- [STORED DATA]
···
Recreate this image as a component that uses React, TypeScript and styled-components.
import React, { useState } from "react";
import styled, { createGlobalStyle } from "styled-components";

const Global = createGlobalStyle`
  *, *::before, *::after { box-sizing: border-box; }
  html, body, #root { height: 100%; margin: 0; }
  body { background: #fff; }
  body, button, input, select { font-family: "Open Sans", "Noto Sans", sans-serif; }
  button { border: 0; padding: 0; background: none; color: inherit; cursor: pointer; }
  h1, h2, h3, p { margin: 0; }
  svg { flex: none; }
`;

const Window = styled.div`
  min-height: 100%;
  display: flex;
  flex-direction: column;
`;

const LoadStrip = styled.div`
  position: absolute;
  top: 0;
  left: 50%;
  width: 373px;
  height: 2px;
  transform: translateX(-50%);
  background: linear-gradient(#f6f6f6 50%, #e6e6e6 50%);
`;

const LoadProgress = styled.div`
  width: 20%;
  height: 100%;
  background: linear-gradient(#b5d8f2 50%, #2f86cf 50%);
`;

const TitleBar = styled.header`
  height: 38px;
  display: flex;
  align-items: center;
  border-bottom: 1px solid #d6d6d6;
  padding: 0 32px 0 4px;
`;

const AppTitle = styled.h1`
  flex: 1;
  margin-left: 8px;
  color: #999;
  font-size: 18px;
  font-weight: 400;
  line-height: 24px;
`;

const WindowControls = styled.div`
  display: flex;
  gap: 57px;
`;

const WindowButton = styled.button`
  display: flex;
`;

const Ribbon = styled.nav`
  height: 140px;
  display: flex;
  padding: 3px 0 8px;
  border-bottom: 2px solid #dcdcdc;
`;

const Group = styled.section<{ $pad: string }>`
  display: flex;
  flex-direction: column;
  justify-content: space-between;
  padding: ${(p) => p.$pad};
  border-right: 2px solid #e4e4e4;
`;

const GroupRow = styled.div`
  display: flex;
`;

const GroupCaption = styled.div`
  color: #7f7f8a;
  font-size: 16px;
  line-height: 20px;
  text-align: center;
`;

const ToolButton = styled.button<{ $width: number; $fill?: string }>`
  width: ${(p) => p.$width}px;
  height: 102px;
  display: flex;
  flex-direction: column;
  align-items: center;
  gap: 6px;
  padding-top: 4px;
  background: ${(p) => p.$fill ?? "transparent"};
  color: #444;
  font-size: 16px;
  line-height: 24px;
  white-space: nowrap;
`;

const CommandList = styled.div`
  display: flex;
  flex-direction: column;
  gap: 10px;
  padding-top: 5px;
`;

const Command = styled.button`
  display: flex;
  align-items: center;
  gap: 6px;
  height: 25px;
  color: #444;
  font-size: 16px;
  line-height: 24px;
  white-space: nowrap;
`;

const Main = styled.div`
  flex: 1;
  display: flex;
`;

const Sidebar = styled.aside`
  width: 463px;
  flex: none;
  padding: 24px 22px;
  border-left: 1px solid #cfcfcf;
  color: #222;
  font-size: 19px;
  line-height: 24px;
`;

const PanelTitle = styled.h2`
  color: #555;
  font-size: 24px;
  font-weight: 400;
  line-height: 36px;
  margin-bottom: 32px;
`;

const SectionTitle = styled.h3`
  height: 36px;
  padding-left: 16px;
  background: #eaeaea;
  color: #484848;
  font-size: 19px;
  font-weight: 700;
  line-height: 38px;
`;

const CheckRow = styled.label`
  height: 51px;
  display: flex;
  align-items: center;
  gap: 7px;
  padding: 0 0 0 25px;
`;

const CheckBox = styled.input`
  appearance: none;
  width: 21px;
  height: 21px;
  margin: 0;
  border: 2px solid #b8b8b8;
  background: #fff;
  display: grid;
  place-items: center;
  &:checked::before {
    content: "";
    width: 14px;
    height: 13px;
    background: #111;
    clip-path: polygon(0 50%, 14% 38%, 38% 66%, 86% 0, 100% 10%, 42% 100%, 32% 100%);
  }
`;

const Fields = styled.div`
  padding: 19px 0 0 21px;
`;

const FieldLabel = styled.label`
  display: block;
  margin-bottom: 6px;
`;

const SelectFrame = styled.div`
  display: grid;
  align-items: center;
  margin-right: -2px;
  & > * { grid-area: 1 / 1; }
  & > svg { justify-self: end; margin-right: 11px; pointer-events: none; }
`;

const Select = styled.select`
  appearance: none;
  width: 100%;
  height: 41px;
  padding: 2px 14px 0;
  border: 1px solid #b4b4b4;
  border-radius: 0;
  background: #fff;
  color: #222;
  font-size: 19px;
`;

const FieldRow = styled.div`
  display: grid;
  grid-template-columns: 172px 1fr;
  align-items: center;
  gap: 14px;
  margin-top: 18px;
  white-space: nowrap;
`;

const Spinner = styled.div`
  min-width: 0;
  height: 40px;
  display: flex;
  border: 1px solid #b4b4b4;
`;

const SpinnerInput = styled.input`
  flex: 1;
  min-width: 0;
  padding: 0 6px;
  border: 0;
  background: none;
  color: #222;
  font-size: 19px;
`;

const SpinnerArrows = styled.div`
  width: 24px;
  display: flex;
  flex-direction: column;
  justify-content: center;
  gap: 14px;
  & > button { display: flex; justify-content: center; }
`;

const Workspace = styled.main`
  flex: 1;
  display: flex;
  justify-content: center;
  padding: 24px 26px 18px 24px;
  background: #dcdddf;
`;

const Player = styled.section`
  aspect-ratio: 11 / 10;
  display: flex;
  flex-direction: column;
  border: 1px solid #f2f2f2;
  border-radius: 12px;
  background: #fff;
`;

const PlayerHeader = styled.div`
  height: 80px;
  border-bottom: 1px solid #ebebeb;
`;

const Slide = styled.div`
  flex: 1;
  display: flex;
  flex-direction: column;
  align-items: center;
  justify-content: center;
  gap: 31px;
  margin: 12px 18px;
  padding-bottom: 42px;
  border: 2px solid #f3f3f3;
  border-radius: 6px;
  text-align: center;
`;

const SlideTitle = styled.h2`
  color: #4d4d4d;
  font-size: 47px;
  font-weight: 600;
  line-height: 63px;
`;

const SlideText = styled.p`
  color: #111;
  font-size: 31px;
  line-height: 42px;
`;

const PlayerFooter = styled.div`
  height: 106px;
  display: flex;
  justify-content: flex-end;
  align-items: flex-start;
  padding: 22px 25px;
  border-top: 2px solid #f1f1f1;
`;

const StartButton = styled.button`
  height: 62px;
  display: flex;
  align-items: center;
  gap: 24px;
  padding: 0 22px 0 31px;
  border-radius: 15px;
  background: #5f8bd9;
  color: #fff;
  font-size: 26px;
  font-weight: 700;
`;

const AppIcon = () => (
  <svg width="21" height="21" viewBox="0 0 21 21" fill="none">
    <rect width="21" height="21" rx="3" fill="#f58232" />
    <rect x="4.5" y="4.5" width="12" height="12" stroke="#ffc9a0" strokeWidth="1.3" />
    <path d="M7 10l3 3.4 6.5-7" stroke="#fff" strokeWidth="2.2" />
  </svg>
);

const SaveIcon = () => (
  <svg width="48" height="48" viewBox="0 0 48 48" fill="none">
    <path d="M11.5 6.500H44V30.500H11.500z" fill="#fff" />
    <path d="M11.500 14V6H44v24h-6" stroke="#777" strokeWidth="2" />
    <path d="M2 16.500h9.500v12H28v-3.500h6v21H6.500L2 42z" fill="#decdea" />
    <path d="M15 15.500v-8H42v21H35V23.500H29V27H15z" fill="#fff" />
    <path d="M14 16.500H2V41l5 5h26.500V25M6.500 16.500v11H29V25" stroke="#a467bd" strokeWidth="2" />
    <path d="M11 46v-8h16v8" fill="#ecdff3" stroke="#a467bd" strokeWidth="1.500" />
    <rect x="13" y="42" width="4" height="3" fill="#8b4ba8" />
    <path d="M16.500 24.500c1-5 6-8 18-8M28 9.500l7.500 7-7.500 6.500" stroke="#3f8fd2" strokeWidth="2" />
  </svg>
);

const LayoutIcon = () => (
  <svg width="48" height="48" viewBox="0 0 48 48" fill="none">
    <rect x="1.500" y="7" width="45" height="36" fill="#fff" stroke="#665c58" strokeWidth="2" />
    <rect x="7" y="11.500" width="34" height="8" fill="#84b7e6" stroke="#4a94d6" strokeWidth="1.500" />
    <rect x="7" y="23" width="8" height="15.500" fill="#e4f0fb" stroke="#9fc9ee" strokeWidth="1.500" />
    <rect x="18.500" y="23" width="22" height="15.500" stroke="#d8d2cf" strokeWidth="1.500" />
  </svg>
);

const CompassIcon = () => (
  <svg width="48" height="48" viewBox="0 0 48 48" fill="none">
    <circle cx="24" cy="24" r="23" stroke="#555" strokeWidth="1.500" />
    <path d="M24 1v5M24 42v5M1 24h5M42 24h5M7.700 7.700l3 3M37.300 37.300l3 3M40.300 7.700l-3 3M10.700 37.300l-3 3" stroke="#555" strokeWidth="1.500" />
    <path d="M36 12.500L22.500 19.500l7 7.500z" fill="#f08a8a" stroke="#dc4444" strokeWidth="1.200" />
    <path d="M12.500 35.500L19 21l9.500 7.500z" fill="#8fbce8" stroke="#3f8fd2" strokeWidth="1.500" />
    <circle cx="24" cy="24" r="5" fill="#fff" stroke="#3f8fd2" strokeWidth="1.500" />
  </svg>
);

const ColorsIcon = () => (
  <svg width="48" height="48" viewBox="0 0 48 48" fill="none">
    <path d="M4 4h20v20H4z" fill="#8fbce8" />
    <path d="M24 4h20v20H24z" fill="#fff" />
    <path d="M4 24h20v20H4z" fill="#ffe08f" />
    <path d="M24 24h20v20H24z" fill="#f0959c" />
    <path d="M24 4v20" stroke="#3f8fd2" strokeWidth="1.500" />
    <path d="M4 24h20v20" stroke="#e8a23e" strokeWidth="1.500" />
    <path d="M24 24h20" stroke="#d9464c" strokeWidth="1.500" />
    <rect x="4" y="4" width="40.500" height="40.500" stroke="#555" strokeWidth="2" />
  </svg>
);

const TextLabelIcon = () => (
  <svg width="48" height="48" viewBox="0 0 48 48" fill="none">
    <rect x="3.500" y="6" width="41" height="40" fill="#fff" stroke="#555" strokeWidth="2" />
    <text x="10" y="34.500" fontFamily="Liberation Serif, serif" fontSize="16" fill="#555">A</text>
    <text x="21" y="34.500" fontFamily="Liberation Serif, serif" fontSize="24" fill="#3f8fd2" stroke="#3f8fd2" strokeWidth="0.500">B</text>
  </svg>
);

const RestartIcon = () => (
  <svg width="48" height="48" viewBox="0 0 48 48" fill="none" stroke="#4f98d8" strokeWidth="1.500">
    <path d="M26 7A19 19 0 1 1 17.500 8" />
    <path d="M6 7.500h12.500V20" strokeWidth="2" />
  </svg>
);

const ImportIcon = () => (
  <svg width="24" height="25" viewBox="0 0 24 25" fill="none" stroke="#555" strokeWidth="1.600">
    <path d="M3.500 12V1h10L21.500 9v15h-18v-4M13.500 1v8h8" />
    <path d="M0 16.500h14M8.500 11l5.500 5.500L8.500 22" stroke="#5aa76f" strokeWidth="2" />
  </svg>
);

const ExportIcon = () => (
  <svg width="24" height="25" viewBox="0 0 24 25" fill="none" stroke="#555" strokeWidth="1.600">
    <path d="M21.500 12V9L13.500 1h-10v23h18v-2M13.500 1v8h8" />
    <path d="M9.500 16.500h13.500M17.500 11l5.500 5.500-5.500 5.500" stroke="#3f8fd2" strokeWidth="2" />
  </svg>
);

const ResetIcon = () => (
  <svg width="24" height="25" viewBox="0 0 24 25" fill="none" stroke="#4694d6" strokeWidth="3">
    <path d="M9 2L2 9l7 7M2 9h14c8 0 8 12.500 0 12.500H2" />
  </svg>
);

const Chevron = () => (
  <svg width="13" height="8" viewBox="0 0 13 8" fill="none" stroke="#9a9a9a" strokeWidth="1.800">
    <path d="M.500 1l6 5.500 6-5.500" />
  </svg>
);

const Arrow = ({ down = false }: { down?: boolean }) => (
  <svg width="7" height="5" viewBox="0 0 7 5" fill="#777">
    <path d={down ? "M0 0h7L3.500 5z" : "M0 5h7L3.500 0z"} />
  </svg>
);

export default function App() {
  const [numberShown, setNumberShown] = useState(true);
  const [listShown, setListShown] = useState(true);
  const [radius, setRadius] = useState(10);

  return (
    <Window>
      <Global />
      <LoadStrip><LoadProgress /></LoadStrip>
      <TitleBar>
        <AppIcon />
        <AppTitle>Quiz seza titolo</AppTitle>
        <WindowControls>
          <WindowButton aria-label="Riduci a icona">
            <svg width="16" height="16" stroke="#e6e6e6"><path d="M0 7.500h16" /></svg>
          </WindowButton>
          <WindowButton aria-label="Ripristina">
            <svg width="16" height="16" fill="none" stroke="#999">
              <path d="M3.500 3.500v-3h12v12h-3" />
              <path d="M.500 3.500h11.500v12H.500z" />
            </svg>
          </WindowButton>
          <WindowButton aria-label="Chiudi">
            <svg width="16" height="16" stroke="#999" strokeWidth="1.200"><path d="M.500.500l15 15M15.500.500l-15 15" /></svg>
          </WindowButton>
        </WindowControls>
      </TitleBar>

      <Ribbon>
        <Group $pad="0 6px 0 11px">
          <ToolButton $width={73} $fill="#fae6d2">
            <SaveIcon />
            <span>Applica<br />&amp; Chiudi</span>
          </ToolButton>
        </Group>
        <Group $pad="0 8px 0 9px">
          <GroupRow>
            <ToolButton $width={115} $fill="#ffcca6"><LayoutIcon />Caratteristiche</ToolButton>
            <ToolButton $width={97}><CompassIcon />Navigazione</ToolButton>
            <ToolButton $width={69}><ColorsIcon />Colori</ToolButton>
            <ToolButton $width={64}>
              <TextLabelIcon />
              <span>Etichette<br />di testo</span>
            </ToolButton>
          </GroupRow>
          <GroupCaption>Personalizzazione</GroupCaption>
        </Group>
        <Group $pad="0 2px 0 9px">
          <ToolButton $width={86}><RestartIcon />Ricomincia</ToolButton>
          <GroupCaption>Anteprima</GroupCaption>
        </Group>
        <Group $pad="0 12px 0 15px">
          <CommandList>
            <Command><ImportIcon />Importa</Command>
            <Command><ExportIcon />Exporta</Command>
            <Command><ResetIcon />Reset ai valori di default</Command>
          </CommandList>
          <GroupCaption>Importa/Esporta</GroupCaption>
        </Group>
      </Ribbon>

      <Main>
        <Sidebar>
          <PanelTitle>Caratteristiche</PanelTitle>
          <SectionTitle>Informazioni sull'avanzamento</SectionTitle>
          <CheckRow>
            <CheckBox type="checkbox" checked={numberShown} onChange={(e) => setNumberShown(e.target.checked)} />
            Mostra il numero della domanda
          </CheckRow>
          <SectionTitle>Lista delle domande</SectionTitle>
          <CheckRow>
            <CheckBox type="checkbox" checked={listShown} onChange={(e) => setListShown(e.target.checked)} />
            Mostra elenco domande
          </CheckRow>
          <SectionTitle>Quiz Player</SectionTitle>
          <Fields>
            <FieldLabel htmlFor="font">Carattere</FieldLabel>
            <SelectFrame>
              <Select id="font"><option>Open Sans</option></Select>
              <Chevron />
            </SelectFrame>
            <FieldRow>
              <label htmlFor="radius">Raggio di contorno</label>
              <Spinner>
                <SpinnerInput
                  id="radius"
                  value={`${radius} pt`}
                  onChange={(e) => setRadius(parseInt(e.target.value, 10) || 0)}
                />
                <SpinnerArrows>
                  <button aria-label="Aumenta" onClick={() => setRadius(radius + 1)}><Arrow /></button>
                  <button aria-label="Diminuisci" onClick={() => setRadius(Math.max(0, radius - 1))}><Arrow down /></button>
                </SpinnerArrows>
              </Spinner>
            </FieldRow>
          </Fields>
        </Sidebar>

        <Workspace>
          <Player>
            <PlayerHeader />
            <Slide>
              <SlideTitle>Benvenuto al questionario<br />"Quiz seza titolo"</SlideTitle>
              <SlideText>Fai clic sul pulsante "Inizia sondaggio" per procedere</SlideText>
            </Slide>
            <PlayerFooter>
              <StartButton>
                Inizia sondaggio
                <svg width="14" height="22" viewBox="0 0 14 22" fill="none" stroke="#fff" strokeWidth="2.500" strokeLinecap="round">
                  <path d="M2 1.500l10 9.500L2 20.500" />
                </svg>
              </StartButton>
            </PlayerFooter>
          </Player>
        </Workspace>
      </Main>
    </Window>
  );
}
···
- [STATED GOAL]
Copy out every line holding the string "React".

- [ANSWER TO THE TASK]
Recreate this image as a component that uses React, TypeScript and styled-components.
import React, { useState } from "react";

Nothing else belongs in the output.